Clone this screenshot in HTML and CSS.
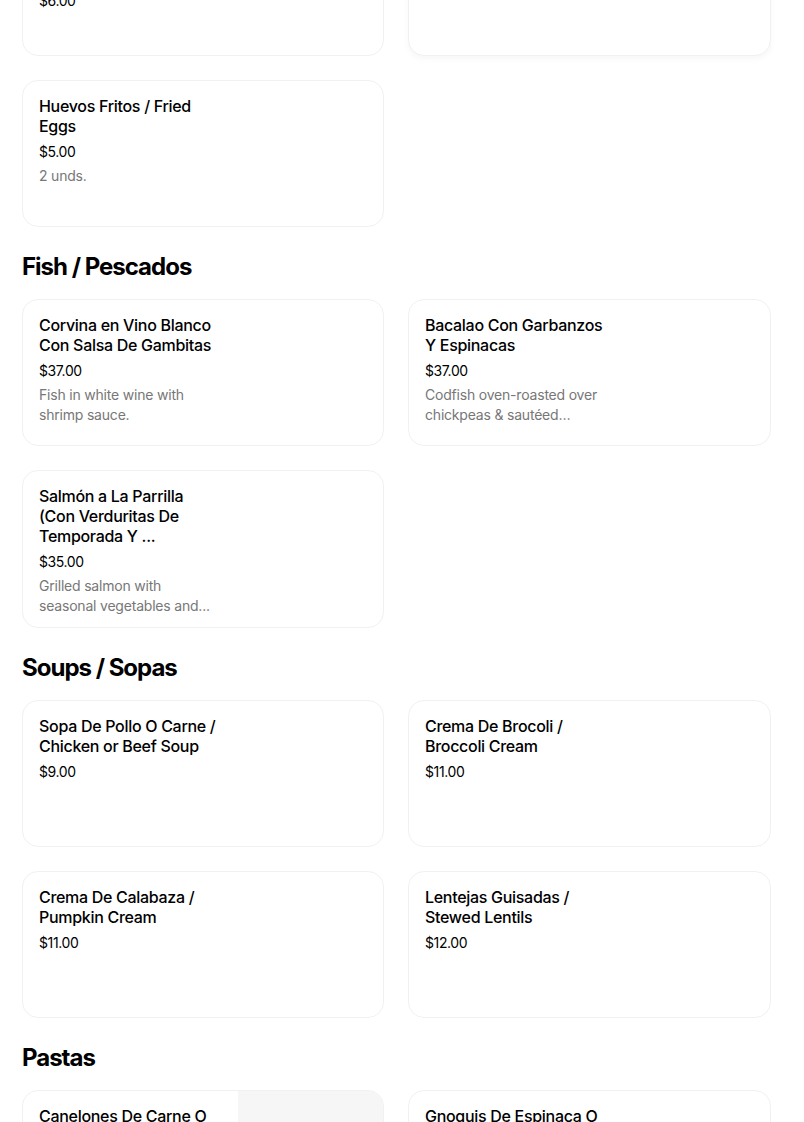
FILE: index.html
```html
<!DOCTYPE html>
<html lang="es">
<head>
<meta charset="utf-8">
<title>Menu</title>
<link rel="stylesheet" href="styles.css">
</head>
<body>
<main class="menu">
  <section class="section section-scrolled">
    <div class="grid">
      <article class="card">
        <div class="card-text">
          <h4 class="item-title">Tortilla Española Con Chorizo / Spanish Omelette</h4>
          <div class="item-price">$6.00</div>
        </div>
      </article>
      <article class="card card-raised">
        <div class="card-text">
          <h4 class="item-title">Pan Con Tomate / Tomato Bread</h4>
          <div class="item-price">$4.00</div>
        </div>
      </article>
      <article class="card">
        <div class="card-text">
          <h4 class="item-title">Huevos Fritos / Fried Eggs</h4>
          <div class="item-price">$5.00</div>
          <p class="item-desc">2 unds.</p>
        </div>
      </article>
    </div>
  </section>

  <section class="section">
    <h3 class="section-title">Fish / Pescados</h3>
    <div class="grid">
      <article class="card">
        <div class="card-text">
          <h4 class="item-title">Corvina en Vino Blanco Con Salsa De Gambitas</h4>
          <div class="item-price">$37.00</div>
          <p class="item-desc">Fish in white wine with shrimp sauce.</p>
        </div>
      </article>
      <article class="card">
        <div class="card-text">
          <h4 class="item-title">Bacalao Con Garbanzos Y Espinacas</h4>
          <div class="item-price">$37.00</div>
          <p class="item-desc">Codfish oven-roasted over chickpeas &amp; sautéed spinach with garlic.</p>
        </div>
      </article>
      <article class="card">
        <div class="card-text">
          <h4 class="item-title">Salmón a La Parrilla (Con Verduritas De Temporada Y ...</h4>
          <div class="item-price">$35.00</div>
          <p class="item-desc">Grilled salmon with seasonal vegetables and...</p>
        </div>
      </article>
    </div>
  </section>

  <section class="section">
    <h3 class="section-title">Soups / Sopas</h3>
    <div class="grid">
      <article class="card">
        <div class="card-text">
          <h4 class="item-title">Sopa De Pollo O Carne / Chicken or Beef Soup</h4>
          <div class="item-price">$9.00</div>
        </div>
      </article>
      <article class="card">
        <div class="card-text">
          <h4 class="item-title">Crema De Brocoli / Broccoli Cream</h4>
          <div class="item-price">$11.00</div>
        </div>
      </article>
      <article class="card">
        <div class="card-text">
          <h4 class="item-title">Crema De Calabaza / Pumpkin Cream</h4>
          <div class="item-price">$11.00</div>
        </div>
      </article>
      <article class="card">
        <div class="card-text">
          <h4 class="item-title">Lentejas Guisadas / Stewed Lentils</h4>
          <div class="item-price">$12.00</div>
        </div>
      </article>
    </div>
  </section>

  <section class="section">
    <h3 class="section-title">Pastas</h3>
    <div class="grid">
      <article class="card">
        <div class="card-text">
          <h4 class="item-title">Canelones De Carne O Espinacas / Meat or Spinach Cannelloni</h4>
          <div class="item-price">$18.00</div>
        </div>
        <div class="card-image"></div>
      </article>
      <article class="card">
        <div class="card-text">
          <h4 class="item-title">Gnoquis De Espinaca O Patata / Spinach or Potato Gnocchi</h4>
          <div class="item-price">$18.00</div>
        </div>
      </article>
    </div>
  </section>
</main>
</body>
</html>
```

FILE: styles.css
```css
* {
  box-sizing: border-box;
}

html, body {
  margin: 0;
  padding: 0;
  background: #ffffff;
}

body {
  font-family: Inter, "Noto Sans", "Liberation Sans", sans-serif;
  color: #000000;
  overflow: hidden;
}

.menu {
  padding: 0 33px 0 22px;
}

.section-scrolled {
  margin-top: -91px;
}

.section-title {
  margin: 24px 0 16px;
  font-size: 24px;
  line-height: 32px;
  font-weight: 700;
  letter-spacing: -1px;
}

.grid {
  display: grid;
  grid-template-columns: 362px 363px;
  column-gap: 24px;
  row-gap: 24px;
}

.card {
  display: flex;
  min-height: 147px;
  border: 1px solid #f1f1f1;
  border-radius: 16px;
  overflow: hidden;
  background: #ffffff;
}

.card-raised {
  box-shadow: 0 3px 6px rgba(0, 0, 0, 0.035);
}

.card-text {
  flex: 0 0 auto;
  width: 215px;
  padding: 15px 16px 11px 16px;
}

.card-image {
  flex: 1 1 auto;
  align-self: stretch;
  background: #f6f6f6;
}

.item-title {
  margin: 0;
  font-size: 16px;
  line-height: 20px;
  font-weight: 500;
  letter-spacing: -0.3px;
  color: #000000;
  display: -webkit-box;
  -webkit-box-orient: vertical;
  -webkit-line-clamp: 3;
  overflow: hidden;
}

.item-price {
  margin-top: 6px;
  font-size: 14px;
  line-height: 20px;
  font-weight: 400;
  letter-spacing: -0.4px;
  color: #000000;
}

.item-desc {
  margin: 4px 0 0;
  font-size: 14px;
  line-height: 20px;
  letter-spacing: -0.2px;
  color: #777777;
  display: -webkit-box;
  -webkit-box-orient: vertical;
  -webkit-line-clamp: 2;
  overflow: hidden;
}
```
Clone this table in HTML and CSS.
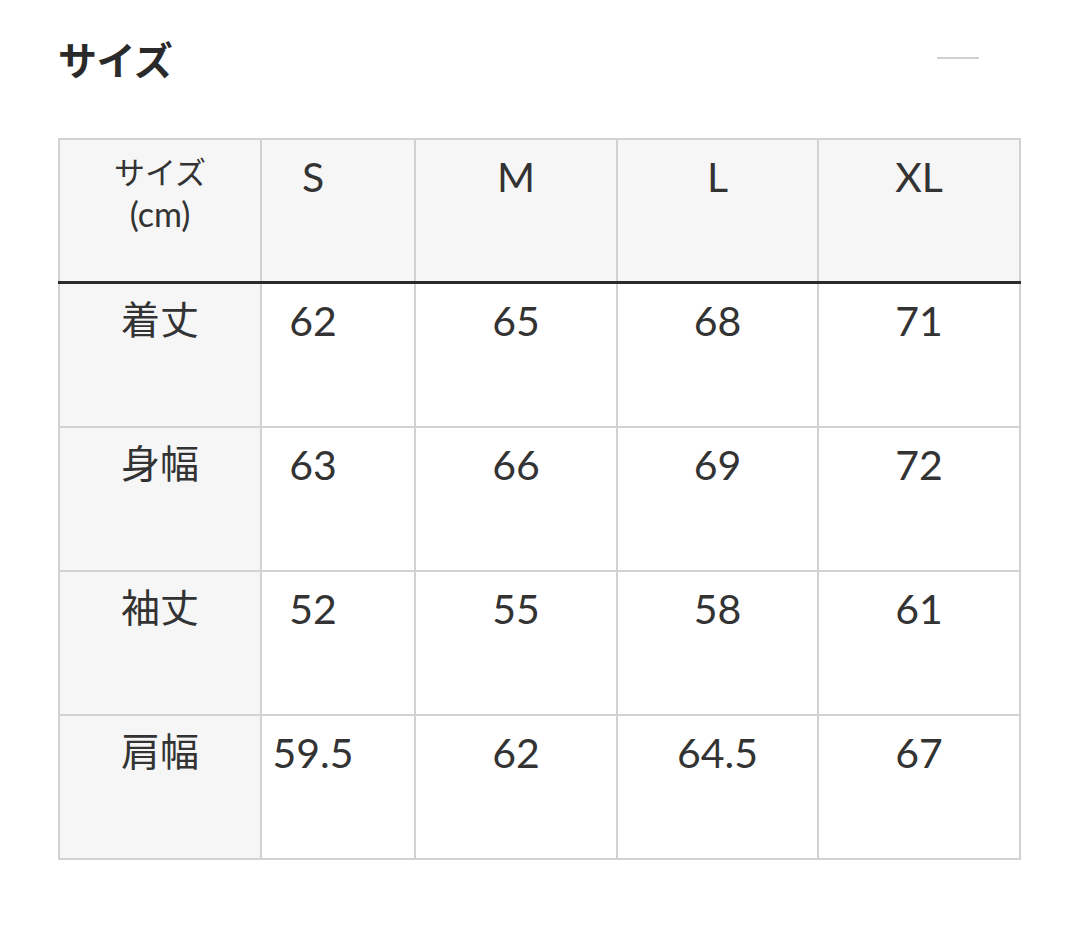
FILE: index.html
```html
<!DOCTYPE html>
<html lang="ja">
<head>
<meta charset="utf-8">
<title>サイズ</title>
<link rel="stylesheet" href="styles.css">
</head>
<body>
<section class="size-section">
  <div class="section-head">
    <h2 class="section-title">サイズ</h2>
    <span class="collapse-dash" aria-hidden="true"></span>
  </div>
  <table class="size-table">
    <colgroup>
      <col class="c1"><col class="c2"><col class="c3"><col class="c4"><col class="c5">
    </colgroup>
    <thead>
      <tr>
        <th class="label head-label"><span class="hl-jp">サイズ</span><span class="hl-unit">(cm)</span></th>
        <th class="first">S</th>
        <th>M</th>
        <th>L</th>
        <th>XL</th>
      </tr>
    </thead>
    <tbody>
      <tr><th class="label">着丈</th><td class="first">62</td><td>65</td><td>68</td><td>71</td></tr>
      <tr><th class="label">身幅</th><td class="first">63</td><td>66</td><td>69</td><td>72</td></tr>
      <tr><th class="label">袖丈</th><td class="first">52</td><td>55</td><td>58</td><td>61</td></tr>
      <tr><th class="label">肩幅</th><td class="first">59.5</td><td>62</td><td>64.5</td><td>67</td></tr>
    </tbody>
  </table>
</section>
</body>
</html>
```
FILE: styles.css
```css
html, body {
  margin: 0;
  padding: 0;
  background: #ffffff;
}

body {
  color: #333333;
  font-family: "Lato", "Noto Sans CJK JP", sans-serif;
}

.size-section {
  padding: 38px 61px 0 58px;
  width: 961px;
}

.section-head {
  display: flex;
  justify-content: space-between;
  align-items: center;
  height: 40px;
}

.section-title {
  margin: 0;
  font-family: "Noto Sans CJK JP", sans-serif;
  font-size: 39px;
  line-height: 40px;
  font-weight: 700;
  color: #2a2a2a;
  letter-spacing: -0.5px;
}

.collapse-dash {
  display: block;
  width: 42px;
  height: 2px;
  background: #cfcfcf;
  margin-right: 40px;
}

.size-table {
  margin-top: 60px;
  border-collapse: collapse;
  table-layout: fixed;
  width: 961px;
  border: 2px solid #d2d2d2;
}

.c1 { width: 202px; }
.c2 { width: 154px; }
.c3 { width: 202px; }
.c4 { width: 201px; }
.c5 { width: 202px; }

.size-table th,
.size-table td {
  border: 2px solid #d2d2d2;
  vertical-align: top;
  text-align: center;
  font-weight: 400;
  padding: 12px 0 0 0;
  font-size: 41px;
  line-height: 49px;
  color: #333333;
}

.size-table thead th {
  background: #f6f6f6;
  height: 129px;
  border-bottom: 3px solid #2b2b2b;
}

.size-table tbody tr {
  height: 144px;
}

.size-table tbody td {
  height: 130px;
}

.size-table .label {
  background: #f6f6f6;
  font-family: "Noto Sans CJK JP", sans-serif;
  font-size: 39px;
  line-height: 46px;
  padding-top: 10px;
}

.size-table .head-label {
  padding-top: 8px;
}

.hl-jp {
  display: block;
  font-family: "Noto Sans CJK JP", sans-serif;
  font-size: 31px;
  line-height: 45px;
}

.hl-unit {
  display: block;
  font-family: "Lato", sans-serif;
  font-size: 34px;
  line-height: 41px;
}

.size-table .first {
  padding-right: 50px;
}
```
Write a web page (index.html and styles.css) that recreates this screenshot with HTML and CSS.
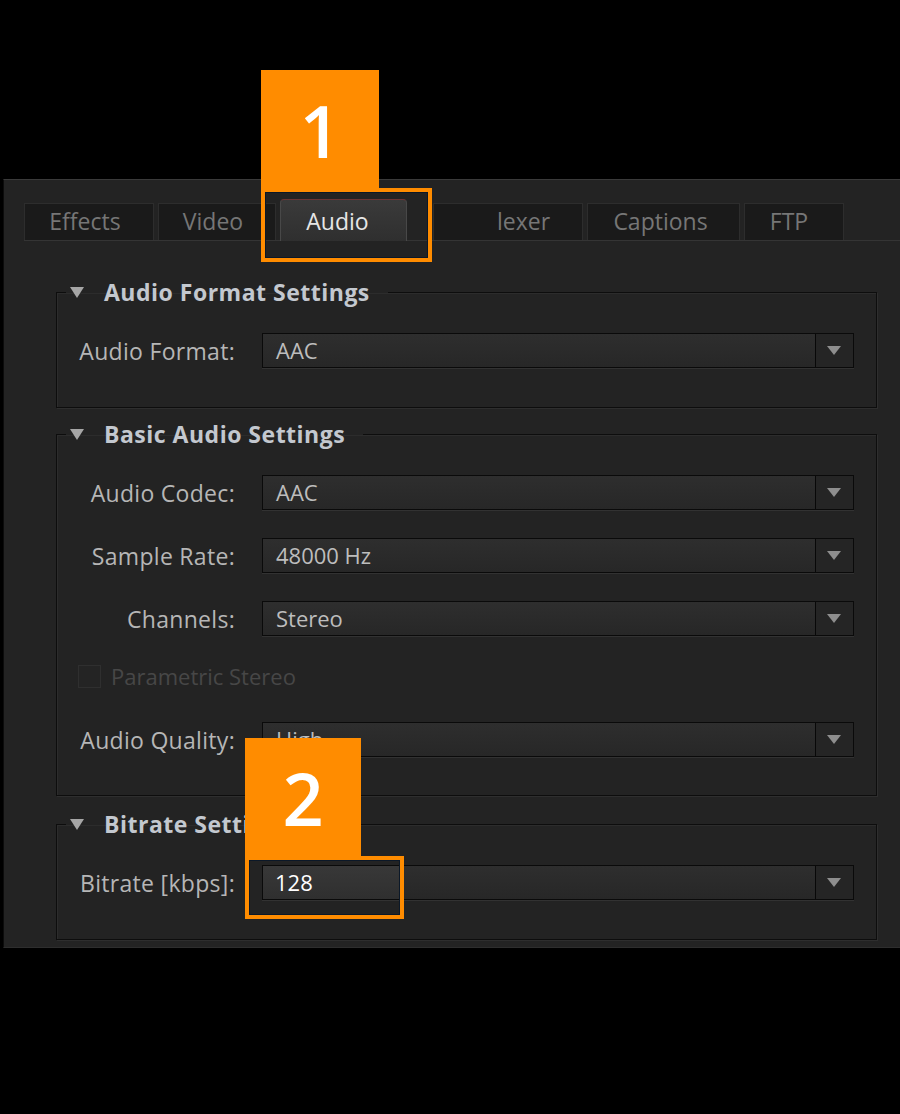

-=-=-

GIVEN PROBLEM - Going through the data, tally the lines containing "Clone" and report only the result.

COMPLETE RESPONSE - 2